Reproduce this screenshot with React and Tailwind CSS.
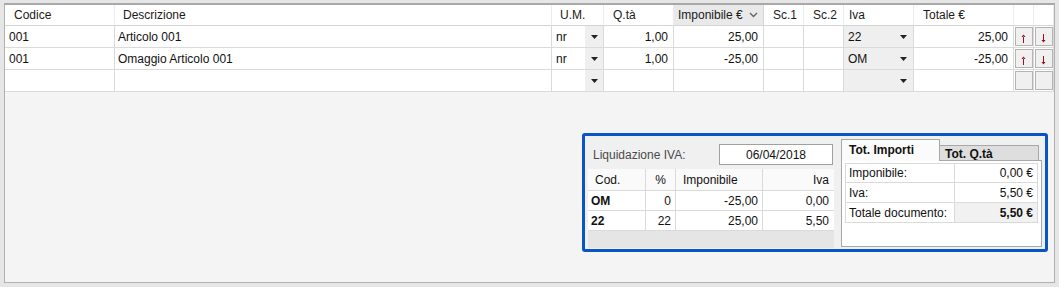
import React from "react";

const cols = "grid-cols-[110px_437px_52px_70px_90px_40px_40px_70px_100px_20px_20px]";

function Arrow() {
  return (
    <svg width="7" height="4" viewBox="0 0 7 4" className="block">
      <path d="M0 0H7L3.5 4Z" fill="#222" />
    </svg>
  );
}

function HeaderCell({ children, className = "" }) {
  return (
    <div className={"h-[21px] border-r border-[#ececec] border-b border-b-[#d4d4d4] flex items-center text-[12px] text-[#1a1a1a] " + className}>
      {children}
    </div>
  );
}

function Cell({ children, className = "" }) {
  return (
    <div className={"h-[22px] border-r border-b border-[#dadada] flex items-center text-[12px] text-[#111] " + className}>
      {children}
    </div>
  );
}

function UpDown({ up }) {
  return (
    <svg width="5" height="9" viewBox="0 0 5 9" className="block">
      {up ? (
        <path d="M2.5 0.5L0.5 3H4.5Z M2 2.5H3V9H2Z" fill="#9a0d24" />
      ) : (
        <path d="M2.5 8.5L0.5 6H4.5Z M2 0H3V6.5H2Z" fill="#9a0d24" />
      )}
    </svg>
  );
}

function Btn({ children }) {
  return (
    <div className="h-[22px] border-r border-b border-[#dadada] flex items-center justify-center bg-white">
      <div className="w-[18px] h-[19px] border border-[#b4b4b4] bg-[#f0f0f0] flex items-center justify-center pt-[3px]">
        {children}
      </div>
    </div>
  );
}

function Row({ cod, desc, um, qta, imp, iva, tot, buttons }) {
  return (
    <>
      <Cell className="pl-[4px]">{cod}</Cell>
      <Cell className="pl-[3px]">{desc}</Cell>
      <Cell className="pl-[4px] justify-between !pr-0 border-r-[#dadada]">
        <span>{um}</span>
        <span className="w-[18px] h-full bg-[#efefef] flex items-center justify-center"><Arrow /></span>
      </Cell>
      <Cell className="justify-end pr-[5px]">{qta}</Cell>
      <Cell className="justify-end pr-[5px]">{imp}</Cell>
      <Cell></Cell>
      <Cell></Cell>
      <Cell className="bg-[#efefef] pl-[4px] justify-between pr-[6px] text-[#1a1a40]">
        <span>{iva}</span>
        <Arrow />
      </Cell>
      <Cell className="justify-end pr-[5px] text-[#5a5a5a]">{tot}</Cell>
      {buttons ? (
        <>
          <Btn><UpDown up /></Btn>
          <Btn><UpDown /></Btn>
        </>
      ) : (
        <>
          <Btn></Btn>
          <Btn></Btn>
        </>
      )}
    </>
  );
}

export default function App() {
  return (
    <div className="w-[1059px] h-[287px] bg-[#e6e6e6] pt-[3px] pl-[4px] overflow-hidden" style={{ fontFamily: '"Liberation Sans", Arial, sans-serif' }}>
      <div className="w-[1051px] h-[280px] bg-[#f4f4f4] border-t-2 border-t-[#a8a8a8] border-l border-r border-b border-[#b0b0b0] flex flex-col">
        <div className={"grid " + cols + " bg-white"}>
          <HeaderCell className="pl-[9px]">Codice</HeaderCell>
          <HeaderCell className="pl-[8px]">Descrizione</HeaderCell>
          <HeaderCell className="pl-[8px]">U.M.</HeaderCell>
          <HeaderCell className="pl-[9px]">Q.tà</HeaderCell>
          <HeaderCell className="pl-[4px] bg-[#e9e9e9] justify-between pr-[5px] border-r-[#d8d8d8]">
            <span>Imponibile €</span>
            <svg width="9" height="6" viewBox="0 0 9 6"><path d="M1 1L4.5 4.5L8 1" stroke="#666" strokeWidth="1.4" fill="none" /></svg>
          </HeaderCell>
          <HeaderCell className="pl-[9px]">Sc.1</HeaderCell>
          <HeaderCell className="pl-[9px]">Sc.2</HeaderCell>
          <HeaderCell className="pl-[5px]">Iva</HeaderCell>
          <HeaderCell className="pl-[9px]">Totale €</HeaderCell>
          <HeaderCell></HeaderCell>
          <HeaderCell></HeaderCell>

          <Row cod="001" desc="Articolo 001" um="nr" qta="1,00" imp="25,00" iva="22" tot="25,00" buttons />
          <Row cod="001" desc="Omaggio Articolo 001" um="nr" qta="1,00" imp="-25,00" iva="OM" tot="-25,00" buttons />
          <Row cod="" desc="" um="" qta="" imp="" iva="" tot="" />
        </div>

        <div className="flex justify-end pr-[6px] mt-[41px]">
          <div className="w-[466px] h-[119px] border-[3px] border-[#0a55c6] rounded-[3px] bg-[#f0f0f0] flex pl-[2px] pt-[2px]">
            {/* left panel */}
            <div className="w-[249px] h-[110px] flex flex-col">
              <div className="h-[31px] flex items-center pl-[6px] pt-[2px]">
                <span className="text-[12px] text-[#4a4a4a] w-[126px]">Liquidazione IVA:</span>
                <div className="w-[114px] h-[21px] bg-white border border-[#a0a0a0] flex items-center justify-center text-[12px] text-[#111]">06/04/2018</div>
              </div>
              <div className="bg-[#e5e5e5] flex-1 ml-[1px] mr-[2px]">
                <div className="grid grid-cols-[58px_30px_87px_71px] bg-white text-[12px] text-[#111]">
                  <div className="h-[22px] border-r border-b border-[#dadada] flex items-center pl-[7px] bg-[#fafafa]">Cod.</div>
                  <div className="h-[22px] border-r border-b border-[#dadada] flex items-center justify-center bg-[#fafafa]">%</div>
                  <div className="h-[22px] border-r border-b border-[#dadada] flex items-center pl-[7px] bg-[#fafafa]">Imponibile</div>
                  <div className="h-[22px] border-b border-[#dadada] flex items-center justify-end pr-[5px] bg-[#fafafa]">Iva</div>

                  <div className="h-[20px] border-r border-b border-[#dadada] flex items-center pl-[3px] font-bold">OM</div>
                  <div className="h-[20px] border-r border-b border-[#dadada] flex items-center justify-end pr-[4px]">0</div>
                  <div className="h-[20px] border-r border-b border-[#dadada] flex items-center justify-end pr-[4px]">-25,00</div>
                  <div className="h-[20px] border-b border-[#dadada] flex items-center justify-end pr-[5px]">0,00</div>

                  <div className="h-[20px] border-r border-b border-[#dadada] flex items-center pl-[3px] font-bold">22</div>
                  <div className="h-[20px] border-r border-b border-[#dadada] flex items-center justify-end pr-[4px]">22</div>
                  <div className="h-[20px] border-r border-b border-[#dadada] flex items-center justify-end pr-[4px]">25,00</div>
                  <div className="h-[20px] border-b border-[#dadada] flex items-center justify-end pr-[5px]">5,50</div>
                </div>
              </div>
            </div>

            {/* right panel with tabs */}
            <div className="ml-[5px] pt-[1px] flex flex-col w-[201px]">
              <div className="flex items-end h-[22px]">
                <div className="w-[99px] h-[22px] bg-[#fbfbfb] border border-b-0 border-[#a8a8a8] flex items-center pl-[7px] pb-[2px] text-[12px] font-bold text-[#111] relative z-10">Tot. Importi</div>
                <div className="w-[99px] h-[16px] bg-[#dedede] border border-l-0 border-b-0 border-[#a8a8a8] flex items-center pl-[5px] text-[12px] font-bold text-[#111]">Tot. Q.tà</div>
              </div>
              <div className="h-[87px] bg-white border border-[#a8a8a8] -mt-[1px] px-[3px] pt-[2px]">
                <div className="grid grid-cols-[109px_84px] text-[12px] text-[#111]">
                  <div className="h-[20px] border border-r-0 border-[#dadada] flex items-center pl-[3px]">Imponibile:</div>
                  <div className="h-[20px] border border-[#dadada] flex items-center justify-end pr-[4px]">0,00 €</div>
                  <div className="h-[20px] border-l border-b border-[#dadada] flex items-center pl-[3px]">Iva:</div>
                  <div className="h-[20px] border-l border-r border-b border-[#dadada] flex items-center justify-end pr-[4px]">5,50 €</div>
                  <div className="h-[20px] border-l border-b border-[#dadada] flex items-center pl-[3px]">Totale documento:</div>
                  <div className="h-[20px] border-l border-r border-b border-[#dadada] flex items-center justify-end pr-[4px] bg-[#f1f1f1] font-bold">5,50 €</div>
                </div>
              </div>
            </div>
          </div>
        </div>
      </div>
    </div>
  );
}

· · · · ·

> [THE REQUEST] Search the lines for the string "React" and copy every line that has it.

> [RESPONSE TO THIS TASK]
Reproduce this screenshot with React and Tailwind CSS.
import React from "react";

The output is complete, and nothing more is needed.